3. What does a negative disparity mean?

A negative disparity (u₁ < u₂) implies that the 3D point is behind the cameras' image planes. This is physically impossible in this setup and usually indicates an error in your input coordinates.

4. What is “reprojection error”?

After calculating a 3D point, you can project it back into the camera images to see where it would appear. Reprojection error is the distance (in pixels) between the original input point (e.g., u₂, v₂) and the reprojected point. A small error indicates a good triangulation. This calculator shows a simplified version of this concept.

5. How does focal length in pixels relate to millimeters?

Focal length in pixels depends on the physical focal length (in mm) and the sensor’s pixel size. The formula is: `f_pixels = (f_mm * image_width_pixels) / sensor_width_mm`. This conversion is a key step in camera calibration.

6. Can this multiview calculator handle camera rotation?

No. This is a simplified tool that assumes the cameras are parallel and only separated by a horizontal baseline. Handling rotation requires more complex mathematics involving rotation matrices, a topic covered by our guide on 3D Transformations.
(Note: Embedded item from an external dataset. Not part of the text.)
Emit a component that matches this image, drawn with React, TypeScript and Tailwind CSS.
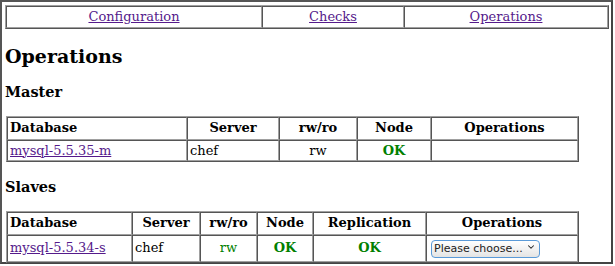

7. Why is my result inaccurate for very distant objects?

As an object gets farther away, its disparity gets smaller and smaller. At a certain point, the disparity becomes so small (e.g., 1 or 2 pixels) that even a tiny measurement error becomes a huge percentage of the total, leading to large errors in the calculated depth.

8. What is a “principal point”?

The principal point is the exact center of the image plane, where the optical axis intersects it. While often near the image’s pixel center (e.g., 960 for a 1920px wide image), it can be slightly off. This calculator implicitly assumes it’s at the center for simplicity.